** Available data **
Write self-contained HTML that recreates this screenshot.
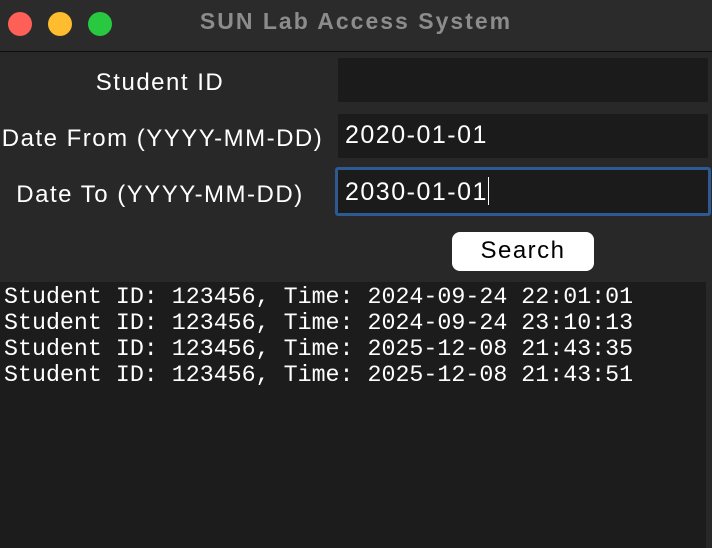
<!DOCTYPE html>
<html><head><style>
*{margin:0;padding:0;box-sizing:border-box}
body{width:712px;height:548px;background:#282828;position:relative;overflow:hidden;font-family:"Liberation Sans",sans-serif;color:#fff}
.tb{position:absolute;left:0;top:0;width:712px;height:52px;background:#2b2b2b;border-bottom:1px solid #0c0c0c}
.dot{position:absolute;top:12px;width:24px;height:24px;border-radius:50%}
.title{position:absolute;top:8px;left:0;width:712px;text-align:center;font-weight:bold;font-size:23px;color:#8c8c8c;letter-spacing:2px}
.lbl{position:absolute;font-size:24px;text-align:center;letter-spacing:1.5px}
.f{position:absolute;left:338px;width:370px;height:44px;background:#1b1b1b;font-size:25px;letter-spacing:1.5px;padding:7px 0 0 7px}
.btn{position:absolute;left:452px;top:232px;width:142px;height:39px;background:#fff;border-radius:8px;color:#000;font-size:24px;letter-spacing:1.5px;text-align:center;line-height:38px}
.out{position:absolute;left:0;top:282px;width:706px;height:266px;background:#1c1c1c;font-family:"Liberation Mono",monospace;font-size:23.3px;line-height:26px;padding:2px 0 0 4px;white-space:pre}
</style></head><body>
<div class="tb">
<div class="dot" style="left:8px;background:#fe5f57"></div>
<div class="dot" style="left:48px;background:#febc2e"></div>
<div class="dot" style="left:88px;background:#28c840"></div>
<div class="title">SUN Lab Access System</div>
</div>
<div class="lbl" style="left:0;width:320px;top:69px">Student ID</div>
<div class="lbl" style="left:0;width:325px;top:125px">Date From (YYYY-MM-DD)</div>
<div class="lbl" style="left:0;width:320px;top:181px">Date To (YYYY-MM-DD)</div>
<div class="f" style="top:58px"></div>
<div class="f" style="top:114px">2020-01-01</div>
<div class="f" style="left:335px;top:167px;width:376px;height:49px;border:3px solid #2d5a93;border-radius:3px;padding:7px 0 0 7px">2030-01-01<span style="display:inline-block;width:1px;height:28px;background:#fff;vertical-align:-5px"></span></div>
<div class="btn">Search</div>
<div class="out">Student ID: 123456, Time: 2024-09-24 22:01:01
Student ID: 123456, Time: 2024-09-24 23:10:13
Student ID: 123456, Time: 2025-12-08 21:43:35
Student ID: 123456, Time: 2025-12-08 21:43:51</div>
</body></html>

** Aim **
Output an exact copy of the material, with the pictures removed.

** Solution to the problem **
Write self-contained HTML that recreates this screenshot.
<!DOCTYPE html>
<html><head><style>
*{margin:0;padding:0;box-sizing:border-box}
body{width:712px;height:548px;background:#282828;position:relative;overflow:hidden;font-family:"Liberation Sans",sans-serif;color:#fff}
.tb{position:absolute;left:0;top:0;width:712px;height:52px;background:#2b2b2b;border-bottom:1px solid #0c0c0c}
.dot{position:absolute;top:12px;width:24px;height:24px;border-radius:50%}
.title{position:absolute;top:8px;left:0;width:712px;text-align:center;font-weight:bold;font-size:23px;color:#8c8c8c;letter-spacing:2px}
.lbl{position:absolute;font-size:24px;text-align:center;letter-spacing:1.5px}
.f{position:absolute;left:338px;width:370px;height:44px;background:#1b1b1b;font-size:25px;letter-spacing:1.5px;padding:7px 0 0 7px}
.btn{position:absolute;left:452px;top:232px;width:142px;height:39px;background:#fff;border-radius:8px;color:#000;font-size:24px;letter-spacing:1.5px;text-align:center;line-height:38px}
.out{position:absolute;left:0;top:282px;width:706px;height:266px;background:#1c1c1c;font-family:"Liberation Mono",monospace;font-size:23.3px;line-height:26px;padding:2px 0 0 4px;white-space:pre}
</style></head><body>
<div class="tb">
<div class="dot" style="left:8px;background:#fe5f57"></div>
<div class="dot" style="left:48px;background:#febc2e"></div>
<div class="dot" style="left:88px;background:#28c840"></div>
<div class="title">SUN Lab Access System</div>
</div>
<div class="lbl" style="left:0;width:320px;top:69px">Student ID</div>
<div class="lbl" style="left:0;width:325px;top:125px">Date From (YYYY-MM-DD)</div>
<div class="lbl" style="left:0;width:320px;top:181px">Date To (YYYY-MM-DD)</div>
<div class="f" style="top:58px"></div>
<div class="f" style="top:114px">2020-01-01</div>
<div class="f" style="left:335px;top:167px;width:376px;height:49px;border:3px solid #2d5a93;border-radius:3px;padding:7px 0 0 7px">2030-01-01<span style="display:inline-block;width:1px;height:28px;background:#fff;vertical-align:-5px"></span></div>
<div class="btn">Search</div>
<div class="out">Student ID: 123456, Time: 2024-09-24 22:01:01
Student ID: 123456, Time: 2024-09-24 23:10:13
Student ID: 123456, Time: 2025-12-08 21:43:35
Student ID: 123456, Time: 2025-12-08 21:43:51</div>
</body></html>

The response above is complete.